Tuesday, November 17, 2009

Troy honors Uncle Sam

This article by Tom Caprood at the Troy Record gives some of the history on the importance of Uncle Sam to Troy and the City's annual celebration:

September 13, 2009 TROY — Today is Uncle Sam’s 243rd birthday.

A small crowd of local officials and area veterans gathered at Oakwood Cemetery Saturday for the 51st annual memorial celebration in honor of Sam Wilson, the local man who a national symbol of American pride was based on.

Former City Councilwoman Marjorie Mahar DerGurhian led the ceremony, which discussed how city officials and local supporters of Uncle Sam were able to convince government officials in Washington to have Troy recognized as the official home of Uncle Sam.

Marty Mahar, DerGurhian's father, who passed away in 2007, had emceed the event nearly every year since its inception in 1959.

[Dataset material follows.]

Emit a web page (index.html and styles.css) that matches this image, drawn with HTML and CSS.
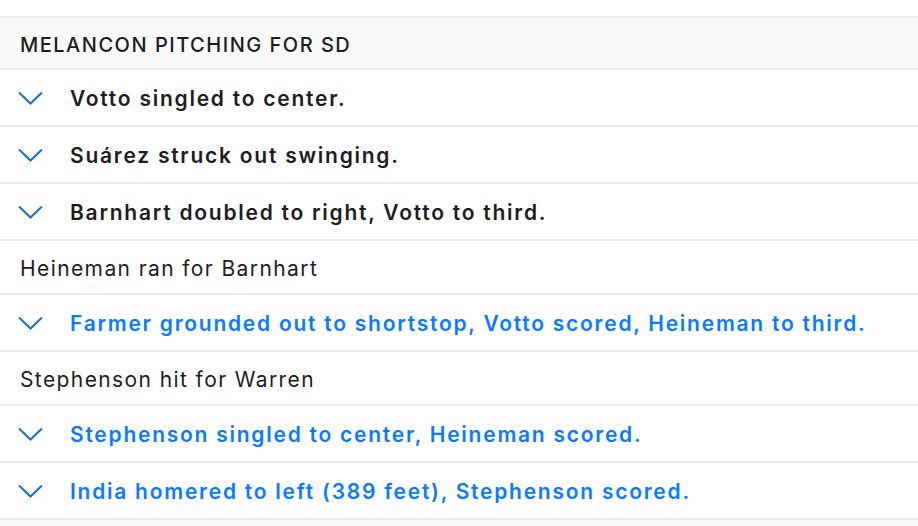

DerGurhian noted that the city was beginning another 50 years of honoring Uncle Sam and his legacy.

“Uncle Sam became our nation’s symbol because he was industrious, kind, generous, and he was very involved in his community,” said DerGurhian. “Certainly in that spirit that led a committee of veteran’s in 1959 to petition Congress to recognize Samuel Wilson of Troy, N.Y. as the original Uncle Sam.”

She went on to describe how a group known as the Veterans for Uncle Sam organized to have Sam Wilson’s gravesite commemorated as a national shrine in 1958 and how they continued on various trips to Washington to have the city recognized as the home the national symbol and war hero.

While the official public ceremony did not begin until 1959, the group of veterans began laying a wreath on the gravesite in 1958 before the area became a shrine, a practice that individuals from the Korean War Veterans Association and the New York Society of Sons of the War of 1812 carried on during the memorial ceremony.

A resolution recognized Troy as the home of Uncle Sam passed on Sept. 15, 1961.

“We became the home of Uncle Sam even though there were a number a number of other cities throughout the country vying for the same title,” said DerGurhian. “Because of these people, we — Troy, N.Y. — got that designation.”